De esa cruel –to be kind- supervivencia carnívora por instinto e historia que llamamos con tanta crudeza matanza, nace, crece y vive, paradoja ancestral, el hombre cocinero serrano que tras milenios de familiar guarda y custodia de las chacinas, embutidos, salados, ahumados, curaciones, oreos, aliños y pimentones, sangres y enmorcillados, colgamientos del abrir y cerrar de ventanas, chorreras y enjamonamientos, chicharrones y mantecas de todos los colores, de sus casquerías y su sangre, y de vez en cuando, por necesidad de festejar y vivir la escasa vida, del fuego, la lumbre y el asado de las magras carnes lujosas y jubilosas…; de todo eso y mucho más, decía, nace la cocina de hoy que invade Lalola, el restaurante y el cocinar de Javier, una cocina tan serrana como el jamón serrano y su tocino, la Cocina Ibérica.

Y como avance y consecuencia de esta apretujá historia del puerco hispano, ese “enciclopédico animal”, según Savarín, Javier ha buscado, leído, investigado, trabajado, currado, inventado, probado… creado, al fin y al cabo, ese cocinar en profundidad la dehesa y el cochino, ibéricos ambos, de cabo a rabo. Para ello se ha apoyado, además de en las propias sabidurías y de las más hondas extraídas de los libros de Isabel González Turmo, en el buen hacer de Jamones Arturo Sánchez, en sus excelentes productos derivados, pero más que en ningún otro, en sus carnes marmóreas y morenas como la citada sierra andaluza de donde proceden sus magníficas piaras.

En ellas ha rebuscado entre combinaciones de sabores y aromas, de moléculas sápidas y olfativas poco o nada conocidas, fuera de la habitualidad de nuestra memoria gustativa, emparejamientos de comidas de los que fructifican, osadamente, sorprendentes, recetas y platos cuyo principal valor, además de estar buenos, es el equilibrio de la contradicción entre finura y golosidad.

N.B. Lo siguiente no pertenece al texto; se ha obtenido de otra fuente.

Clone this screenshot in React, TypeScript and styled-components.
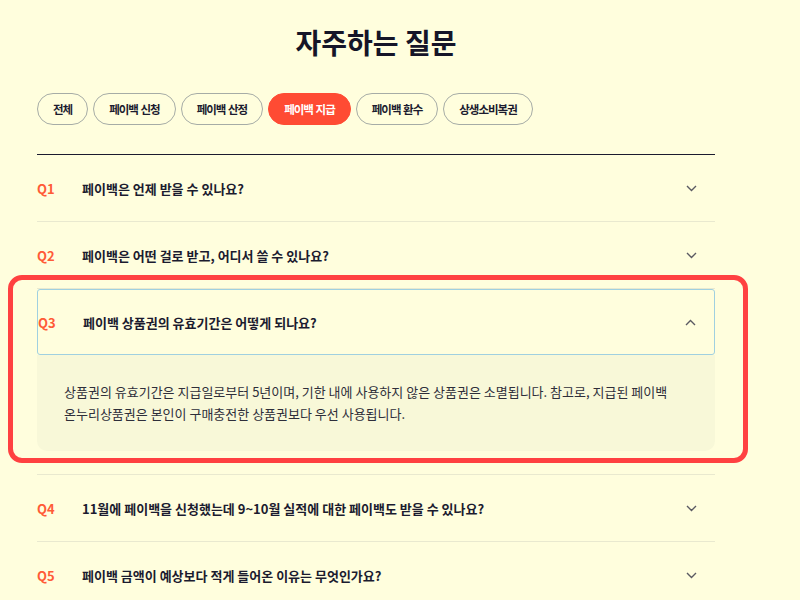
import { createGlobalStyle } from "styled-components";
import styled from "styled-components";

const GlobalStyle = createGlobalStyle`
  body {
    margin: 0;
    background: #fffedd;
    font-family: "Noto Sans CJK KR", "Noto Sans", sans-serif;
    color: #1b1b2f;
  }
`;

const Page = styled.div`
  width: 678px;
  padding: 24px 0 0 37px;
`;

const Title = styled.h1`
  margin: 0;
  font-size: 28px;
  line-height: 36px;
  font-weight: 700;
  text-align: center;
  color: #151528;
`;

const TabRow = styled.div`
  display: flex;
  gap: 5px;
  margin: 33px 0 29px;
`;

const Tab = styled.button<{ $active?: boolean }>`
  height: 32px;
  padding: 0 15px;
  border-radius: 16px;
  border: 1px solid ${({ $active }) => ($active ? "#ff4b33" : "#a6aca6")};
  background: ${({ $active }) => ($active ? "#ff4b33" : "transparent")};
  color: ${({ $active }) => ($active ? "#ffffff" : "#1b1b2f")};
  font-family: inherit;
  font-size: 11.5px;
  font-weight: 700;
  letter-spacing: -1px;
  word-spacing: 1px;
  cursor: pointer;
`;

const List = styled.div`
  border-top: 1px solid #1b1b2f;
`;

const Item = styled.div<{ $open?: boolean }>`
  position: relative;
  border-bottom: 1px solid #e9e9cf;
  padding-bottom: ${({ $open }) => ($open ? "23px" : "0")};
`;

const Question = styled.div<{ $open?: boolean }>`
  display: flex;
  align-items: center;
  height: 66px;
  box-sizing: border-box;
  padding-right: 18px;
  border: ${({ $open }) => ($open ? "1.5px solid #a0d0e0" : "none")};
  border-radius: 3px;
`;

const QLabel = styled.span`
  width: 45px;
  flex: none;
  font-size: 13px;
  font-weight: 700;
  color: #ff5b37;
`;

const QText = styled.span`
  flex: 1;
  font-size: 13px;
  font-weight: 700;
  color: #1b1b2f;
`;

const Answer = styled.div`
  padding: 26px 27px;
  background: #f8f8d8;
  border-radius: 0 0 10px 10px;
  font-size: 13px;
  line-height: 22px;
  color: #2e2e3a;
  word-break: keep-all;
`;

const Highlight = styled.div`
  position: absolute;
  left: -29px;
  top: -14px;
  right: -33px;
  bottom: 11px;
  border: 5px solid #ff4141;
  border-radius: 14px;
  pointer-events: none;
`;

function Chevron({ up }: { up?: boolean }) {
  return (
    <svg width="11" height="7" viewBox="0 0 11 7" fill="none">
      <polyline
        points={up ? "1,6 5.5,1.5 10,6" : "1,1 5.5,5.5 10,1"}
        stroke="#5a5a62"
        strokeWidth="1.4"
      />
    </svg>
  );
}

const tabs = ["전체", "페이백 신청", "페이백 산정", "페이백 지급", "페이백 환수", "상생소비복권"];

const faqs = [
  { q: "페이백은 언제 받을 수 있나요?" },
  { q: "페이백은 어떤 걸로 받고, 어디서 쓸 수 있나요?" },
  {
    q: "페이백 상품권의 유효기간은 어떻게 되나요?",
    a: "상품권의 유효기간은 지급일로부터 5년이며, 기한 내에 사용하지 않은 상품권은 소멸됩니다. 참고로, 지급된 페이백 온누리상품권은 본인이 구매충전한 상품권보다 우선 사용됩니다.",
  },
  { q: "11월에 페이백을 신청했는데 9~10월 실적에 대한 페이백도 받을 수 있나요?" },
  { q: "페이백 금액이 예상보다 적게 들어온 이유는 무엇인가요?" },
];

export default function App() {
  return (
    <>
      <GlobalStyle />
      <Page>
        <Title>자주하는 질문</Title>
        <TabRow>
          {tabs.map((t) => (
            <Tab key={t} $active={t === "페이백 지급"}>
              {t}
            </Tab>
          ))}
        </TabRow>
        <List>
          {faqs.map((f, i) => {
            const open = Boolean(f.a);
            return (
              <Item key={f.q} $open={open}>
                <Question $open={open}>
                  <QLabel>Q{i + 1}</QLabel>
                  <QText>{f.q}</QText>
                  <Chevron up={open} />
                </Question>
                {f.a && <Answer>{f.a}</Answer>}
                {open && <Highlight />}
              </Item>
            );
          })}
        </List>
      </Page>
    </>
  );
}
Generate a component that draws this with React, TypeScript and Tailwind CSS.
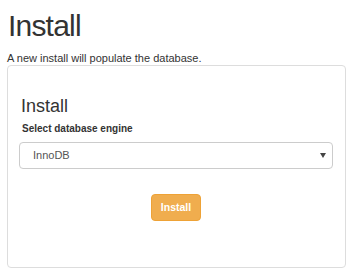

Juegos verdes de hojas y ensaladas, de hierbas, especias y pimientas aromáticas, de agridulces, de acideces y frutas, de carnes frescas e infiltradas, sanas y sabrosas, de maduraciones inusitadas, de cocciones lentas o arrebatás, de infusionamientos y atocinados irreverentes, de trastocadas texturas; de todos estos serios juegos se nutre hoy día el menú que sirve Lalola y que por todos ha de ser probado porque no deja a nadie indiferente y a todos satisfechos.

Hablamos, por empezar por el acabose, de postres tales como chorizo ibérico con chocolate blanco, de crema de mango, especias y pimienta blanca con papada confitada y caramelizada con frambuesa; decimos ostras con migas de salchicha ibérica casera templada; contamos con berenjena fina braseada con tartar de solomillo ibérico; esperamos la pluma atemperada con un mes de cámara entre bellotas y sal; revivimos los higaditos de cerdo en ensalada de cebolla y cilantro fresco; la emprendemos con la presa añejada con champiñones; nos solazamos con el lagarto macerado en miso con trigo estofado; nos aireamos con un abanico madurado en grasa ibérica con parmentier de parmesano y jamón; y nos oreamos con la egregía oreja en tartar, sí, habéis oído bien, tartar de oreja ¡nada menos!. Y no ponemos más criadillas sobre la mesa porque puestas están de antemano en esta apuesta tan original, bizarra y jabata.

Un inexplorado camino de suma importancia para la gastronomía andaluza que pone en valor y saca a la palestra la envergadura culinaria de un producto estrella e icono de Andalucía necesitado de la llegada de un cocinero andante como Abascal que lo saque de la injusta vulgaridad y fealdad en la que vive adormecido y aburrido, lo sitúe valiente en el ruedo ibérico, haga que sea recibido a puerta gayola, lo temple con sus pases y buena mano de cocina y lo reviva con sus cariños y amores cual príncipe azul de nuestra gastronomía: guapo, guapo. ¡Ay, si los cerdos ibéricos volasen!